__LISTING__.
-.-.-
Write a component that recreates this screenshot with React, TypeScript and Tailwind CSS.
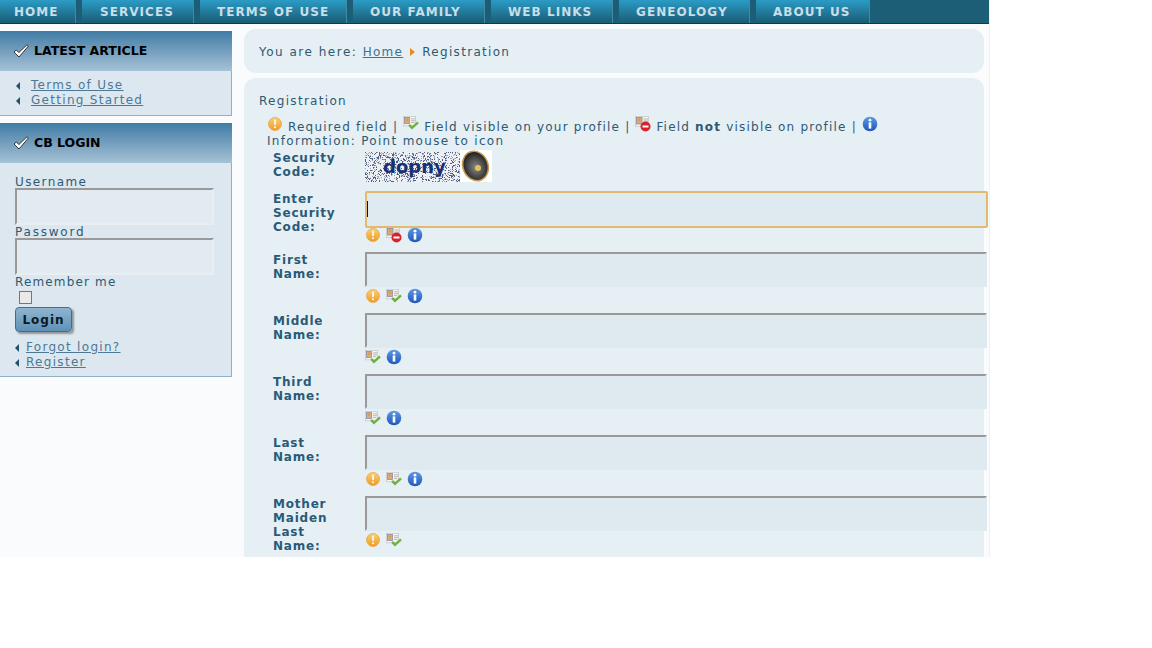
import React from 'react';

const font = "font-['DejaVu_Sans',Verdana,sans-serif]";

const navItems = [
  { label: 'HOME', width: 'w-[76px]', pad: 'pl-[14px]' },
  { label: 'SERVICES', width: 'w-[112px]', pad: 'pl-[18px]' },
  { label: 'TERMS OF USE', width: 'w-[147px]', pad: 'pl-[17px]' },
  { label: 'OUR FAMILY', width: 'w-[132px]', pad: 'pl-[17px]' },
  { label: 'WEB LINKS', width: 'w-[122px]', pad: 'pl-[17px]' },
  { label: 'GENEOLOGY', width: 'w-[131px]', pad: 'pl-[17px]' },
  { label: 'ABOUT US', width: 'w-[114px]', pad: 'pl-[17px]' },
];

const RequiredIcon = () => (
  <svg width="16" height="16" viewBox="0 0 16 16" className="shrink-0">
    <defs>
      <linearGradient id="req" x1="0" y1="0" x2="0" y2="1">
        <stop offset="0" stopColor="#f9d07a" />
        <stop offset="1" stopColor="#f09a20" />
      </linearGradient>
    </defs>
    <circle cx="8" cy="8" r="6.5" fill="url(#req)" stroke="#e8a646" strokeWidth="0.8" />
    <rect x="7.2" y="3.6" width="1.7" height="5.6" rx="0.8" fill="#fff" />
    <circle cx="8" cy="11.2" r="1" fill="#fff" />
  </svg>
);

const Card = () => (
  <g>
    <rect x="0.5" y="0.5" width="13" height="10" fill="#f4f3f0" stroke="#c4c4c4" strokeWidth="0.7" />
    <rect x="1.5" y="1.5" width="5.5" height="6.5" fill="#d3ad84" stroke="#8f86a8" strokeWidth="0.8" />
    <circle cx="4.2" cy="4" r="1.4" fill="#e7983a" />
    <path d="M8.5 3h4.5M8.5 5h4.5M8.5 7h3.5" stroke="#a5a5a5" strokeWidth="0.8" />
  </g>
);

const VisibleIcon = () => (
  <svg width="16" height="15" viewBox="0 0 17 16" className="shrink-0">
    <Card />
    <path d="M6.5 9.5l3 3.2L16 6.8" fill="none" stroke="#6fb143" strokeWidth="2.6" />
  </svg>
);

const HiddenIcon = () => (
  <svg width="16" height="16" viewBox="0 0 16 16" className="shrink-0">
    <Card />
    <circle cx="10.5" cy="10.5" r="5" fill="#d8212b" />
    <rect x="7.5" y="9.5" width="6" height="2" fill="#fff" />
  </svg>
);

const InfoIcon = () => (
  <svg width="16" height="16" viewBox="0 0 16 16" className="shrink-0">
    <defs>
      <linearGradient id="inf" x1="0" y1="0" x2="0" y2="1">
        <stop offset="0" stopColor="#5f9ae6" />
        <stop offset="1" stopColor="#1f56b8" />
      </linearGradient>
    </defs>
    <circle cx="8" cy="8" r="7.3" fill="url(#inf)" />
    <circle cx="8" cy="4.2" r="1.4" fill="#fff" />
    <rect x="6.7" y="6.4" width="2.6" height="6.2" fill="#fff" />
  </svg>
);

const CheckMark = () => (
  <svg width="16" height="14" viewBox="0 0 16 14" className="shrink-0">
    <path d="M1 8 L3.4 6 L5.8 8.6 L14 0.8 L15.4 2 L6 13 Z" fill="#fff" stroke="#222" strokeWidth="0.9" strokeLinejoin="round" />
  </svg>
);

const Bullet = () => (
  <span className="w-0 h-0 border-y-[4px] border-y-transparent border-r-[4px] border-r-[#24506a] shrink-0" />
);

const ModuleHeader = ({ title }: { title: string }) => (
  <div className="h-10 pl-[13px] pb-[1px] flex items-center gap-[5px] bg-gradient-to-b from-[#3f7ca5] to-[#a6c2d6]">
    <CheckMark />
    <span className="text-[12.5px] tracking-normal font-bold text-black">{title}</span>
  </div>
);

const LinkRow = ({ label, gap }: { label: string; gap: string }) => (
  <div className={`flex items-center h-[15px] ${gap}`}>
    <Bullet />
    <a className="underline text-[#4d7896] text-[12px] tracking-[1.3px]">{label}</a>
  </div>
);

const SideInput = () => (
  <input className="block w-[199px] h-[37px] bg-[#e2ebf1] border-2 border-t-[#999] border-l-[#999] border-r-[#e8eef2] border-b-[#e8eef2]" />
);

// noisy captcha background, fixed seed so it renders the same every time
let seed = 7;
const next = () => {
  seed = (seed * 1103515245 + 12345) % 2147483648;
  return seed / 2147483648;
};
const noise = Array.from({ length: 1100 }, () => ({
  x: Math.floor(next() * 95),
  y: Math.floor(next() * 30),
  dark: next() > 0.45,
}));

const Captcha = () => (
  <div className="flex items-start mt-[1px]">
    <div className="relative w-[95px] h-[30px] bg-[#eef0f4] overflow-hidden">
      <svg width="95" height="30" className="block">
        {noise.map((n, i) => (
          <rect key={i} x={n.x} y={n.y} width="1" height="1" fill={n.dark ? '#4f5f84' : '#98a4b8'} />
        ))}
      </svg>
      <span className="absolute left-[18px] top-[2px] font-bold text-[18px] leading-[26px] tracking-normal text-[#1b2f74]">
        dopny
      </span>
    </div>
    <div className="w-[32px] h-[32px] -mt-[2px] bg-white">
      <svg width="32" height="32" viewBox="0 0 32 32">
        <defs>
          <radialGradient id="cone" cx="0.5" cy="0.55" r="0.6">
            <stop offset="0" stopColor="#8a8a8a" />
            <stop offset="1" stopColor="#111" />
          </radialGradient>
        </defs>
        <ellipse cx="15.5" cy="16" rx="12.5" ry="15" transform="rotate(-22 15.5 16)" fill="url(#cone)" stroke="#c79c55" strokeWidth="1.6" />
        <circle cx="18" cy="18" r="3" fill="#e4c25a" />
      </svg>
    </div>
  </div>
);

type Field = {
  label: string[];
  icons: React.ReactNode[];
  focused?: boolean;
};

const fields: Field[] = [
  { label: ['Enter', 'Security', 'Code:'], icons: [<RequiredIcon key="r" />, <HiddenIcon key="h" />, <InfoIcon key="i" />], focused: true },
  { label: ['First', 'Name:'], icons: [<RequiredIcon key="r" />, <VisibleIcon key="v" />, <InfoIcon key="i" />] },
  { label: ['Middle', 'Name:'], icons: [<VisibleIcon key="v" />, <InfoIcon key="i" />] },
  { label: ['Third', 'Name:'], icons: [<VisibleIcon key="v" />, <InfoIcon key="i" />] },
  { label: ['Last', 'Name:'], icons: [<RequiredIcon key="r" />, <VisibleIcon key="v" />, <InfoIcon key="i" />] },
  { label: ['Mother', 'Maiden', 'Last', 'Name:'], icons: [<RequiredIcon key="r" />, <VisibleIcon key="v" />] },
];

const labelClass = 'w-[92px] shrink-0 text-[12px] leading-[14px] font-bold text-[#2a5a78] tracking-[0.8px]';

const FieldRow = ({ field }: { field: Field }) => (
  <div className="flex h-[61px]">
    <div className={`${labelClass} pt-[1px]`}>
      {field.label.map((line) => (
        <div key={line}>{line}</div>
      ))}
    </div>
    <div className="w-[622px] shrink-0">
      <div className="relative">
        {field.focused ? (
          <>
            <input className="block w-[623px] h-[37px] bg-[#dfeaf0] border-2 border-[#e2ba6e] rounded-[2px]" />
            <span className="absolute left-[2px] top-[10px] w-px h-[16px] bg-[#111]" />
          </>
        ) : (
          <input className="block w-full h-[35px] bg-[#dfeaf0] border-2 border-t-[#999] border-l-[#999] border-r-[#dfeaf0] border-b-[#dfeaf0]" />
        )}
      </div>
      <div className={`flex items-center gap-[5px] ${field.focused ? 'mt-[-1px]' : 'mt-[1px]'}`}>
        {field.icons}
      </div>
    </div>
  </div>
);

export default function App() {
  return (
    <div className={`${font} h-[648px] bg-white text-[#2d5a72] text-[12px] leading-[15px] tracking-[1.3px]`}>
      <div className="w-[990px] h-[557px] overflow-hidden bg-[#f9fbfd] border-r border-[#eef1f4]">
        <nav className="flex h-6 gap-[6px] bg-[#1c5e75] border-b border-[#0f3b4b]">
          {navItems.map((item) => (
            <a
              key={item.label}
              className={`${item.width} ${item.pad} h-[23px] pt-[1px] shrink-0 flex items-center bg-gradient-to-b from-[#2b9cc6] to-[#1a5c74] border-r border-[#3f8aa5] text-[12px] font-bold tracking-[1.05px] text-[#c6dfea]`}
            >
              {item.label}
            </a>
          ))}
        </nav>

        <div className="flex">
          <aside className="w-[232px] shrink-0 pt-[7px] tracking-[1.4px]">
            <section>
              <ModuleHeader title="LATEST ARTICLE" />
              <div className="h-[45px] pl-4 pt-[7px] bg-[#dde7ef] border-r border-b border-[#8fb0c6]">
                <LinkRow label="Terms of Use" gap="gap-[11px]" />
                <LinkRow label="Getting Started" gap="gap-[11px]" />
              </div>
            </section>
            <section className="mt-[7px]">
              <ModuleHeader title="CB LOGIN" />
              <div className="h-[214px] pl-[15px] pt-[12px] bg-[#dde7ef] border-r border-b border-[#8fb0c6]">
                <div className="-mb-[2px]">Username</div>
                <SideInput />
                <div className="-mb-[2px] tracking-[1.8px]">Password</div>
                <SideInput />
                <div className="tracking-[1.15px]">Remember me</div>
                <input type="checkbox" className="block w-[13px] h-[13px] ml-1 mt-[1px] appearance-none bg-[#e9e9e9] border border-[#777]" />
                <button className="block mt-[3px] w-[57px] h-[25px] pt-[1px] rounded-[4px] bg-gradient-to-b from-[#8fb5d0] to-[#5f92b6] border border-[#3f6f90] shadow-[2px_2px_2px_rgba(0,0,0,0.35)] text-[12px] font-bold tracking-[1px] text-[#0b1a24]">
                  Login
                </button>
                <div className="mt-[8px]">
                  <LinkRow label="Forgot login?" gap="gap-[7px]" />
                  <LinkRow label="Register" gap="gap-[7px]" />
                </div>
              </div>
            </section>
          </aside>

          <main className="w-[740px] ml-3 pt-[5px] shrink-0">
            <div className="h-11 pl-[15px] pt-[2px] flex items-center rounded-xl bg-[#e6eff4]">
              <span className="tracking-[1.5px]">You are here:&nbsp;</span>
              <a className="underline text-[#3c7391]">Home</a>
              <span className="ml-[7px] mr-[7px] w-0 h-0 border-y-[4px] border-y-transparent border-l-[5px] border-l-[#e88a1f]" />
              <span>Registration</span>
            </div>
            <div className="mt-[5px] h-[500px] pl-[15px] pt-[16px] rounded-xl bg-[#e6eff4]">
              <div>Registration</div>
              <div className="mt-[7px] pl-[8px] h-[34px]">
                <div className="flex items-start gap-[5px] whitespace-nowrap h-[18px] tracking-[1.2px]">
                  <RequiredIcon />
                  <span className="mt-[4px]">Required field |</span>
                  <VisibleIcon />
                  <span className="mt-[4px]">Field visible on your profile |</span>
                  <HiddenIcon />
                  <span className="mt-[4px]">
                    Field <b>not</b> visible on profile |
                  </span>
                  <InfoIcon />
                </div>
                <div>Information: Point mouse to icon</div>
              </div>
              <div className="pl-[14px] mt-[1px]">
                <div className="flex h-[40px]">
                  <div className={labelClass}>
                    <div>Security</div>
                    <div>Code:</div>
                  </div>
                  <Captcha />
                </div>
                {fields.map((field) => (
                  <FieldRow key={field.label.join(' ')} field={field} />
                ))}
              </div>
            </div>
          </main>
        </div>
      </div>
    </div>
  );
}
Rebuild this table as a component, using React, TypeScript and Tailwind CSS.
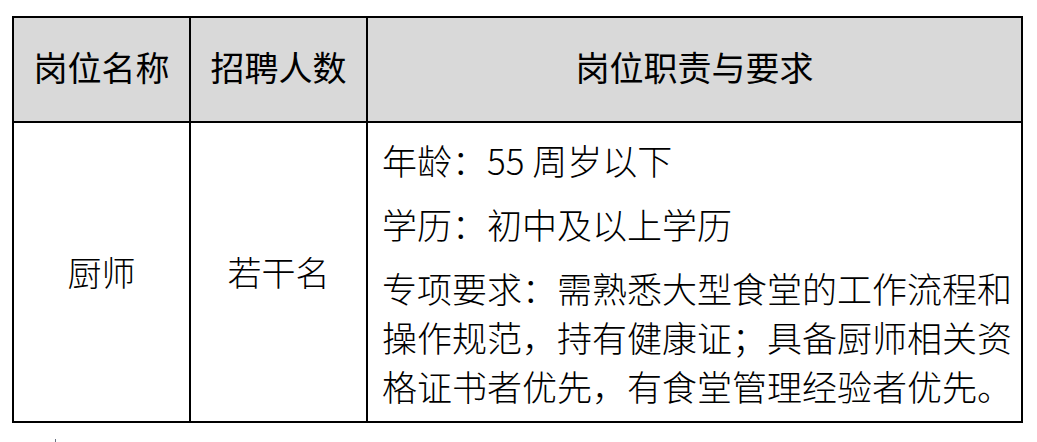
-.-.-
__YOUR INSTRUCTIONS__. For the data above, state only how many lines include the word "React".

__WRITTEN RESPONSE__. 4